* _Task statement_: Show all lines from the listing below that contain "this".

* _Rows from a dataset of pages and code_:
· · · ·
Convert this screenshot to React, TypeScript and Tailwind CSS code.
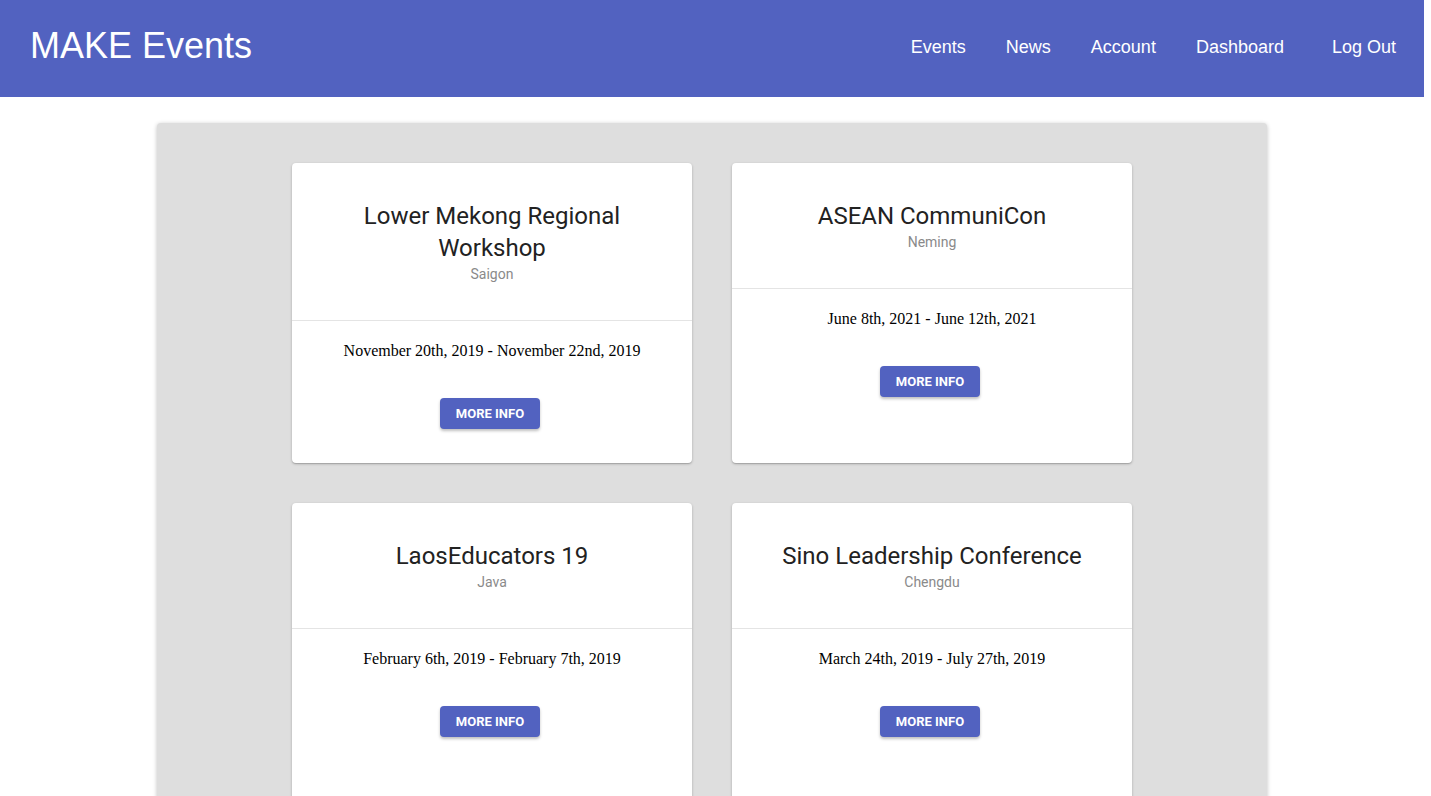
import React from 'react'

interface EventItem {
  title: string
  location: string
  dates: string
}

const events: EventItem[] = [
  { title: 'Lower Mekong Regional Workshop', location: 'Saigon', dates: 'November 20th, 2019 - November 22nd, 2019' },
  { title: 'ASEAN CommuniCon', location: 'Neming', dates: 'June 8th, 2021 - June 12th, 2021' },
  { title: 'LaosEducators 19', location: 'Java', dates: 'February 6th, 2019 - February 7th, 2019' },
  { title: 'Sino Leadership Conference', location: 'Chengdu', dates: 'March 24th, 2019 - July 27th, 2019' },
]

const navLinks = ['Events', 'News', 'Account', 'Dashboard']

function EventCard({ event }: { event: EventItem }) {
  return (
    <div className="w-[400px] h-[300px] bg-white rounded-[4px] shadow-[0_1px_3px_rgba(0,0,0,0.2),0_1px_1px_rgba(0,0,0,0.14)] overflow-hidden flex flex-col">
      <div className="pt-[37px] pb-[36px] px-10 text-center border-b border-[#e4e4e4] font-['Roboto',sans-serif]">
        <h2 className="text-[24px] leading-[32px] text-[#222]">{event.title}</h2>
        <p className="text-[14px] leading-[20px] text-[#8a8a8a]">{event.location}</p>
      </div>
      <div className="flex flex-col items-center pt-[20px]">
        <p className="text-[16px] leading-[20px] text-black font-['Liberation_Serif',serif]">{event.dates}</p>
        <button className="mt-[37px] mr-[4px] w-[100px] h-[31px] rounded-[4px] bg-[#5262c0] text-white text-[13px] font-bold uppercase shadow-[0_2px_3px_rgba(0,0,0,0.25)] font-['Roboto',sans-serif]">
          More Info
        </button>
      </div>
    </div>
  )
}

export default function App() {
  return (
    <div className="w-[1424px] min-h-screen bg-white">
      <header className="h-[97px] bg-[#5262c0] flex items-center justify-between pl-[30px] pr-[28px] text-white font-['Liberation_Sans',Arial,sans-serif]">
        <h1 className="text-[36px] leading-none -mt-[5px]">MAKE Events</h1>
        <nav className="flex items-center text-[18px] -mt-[2px]">
          {navLinks.map((link) => (
            <a key={link} className="ml-[40px]">{link}</a>
          ))}
          <a className="ml-[48px]">Log Out</a>
        </nav>
      </header>
      <main className="mx-auto mt-[26px] w-[1110px] bg-[#dedede] rounded-[4px] shadow-[0_1px_4px_rgba(0,0,0,0.25)] py-[40px]">
        <div className="grid grid-cols-[400px_400px] gap-[40px] justify-center">
          {events.map((event) => (
            <EventCard key={event.title} event={event} />
          ))}
        </div>
      </main>
    </div>
  )
}
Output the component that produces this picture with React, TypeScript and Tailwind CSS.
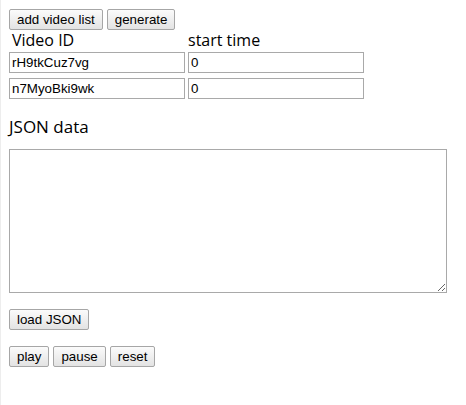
· · · ·
* _Task output_:
Convert this screenshot to React, TypeScript and Tailwind CSS code.
Output the component that produces this picture with React, TypeScript and Tailwind CSS.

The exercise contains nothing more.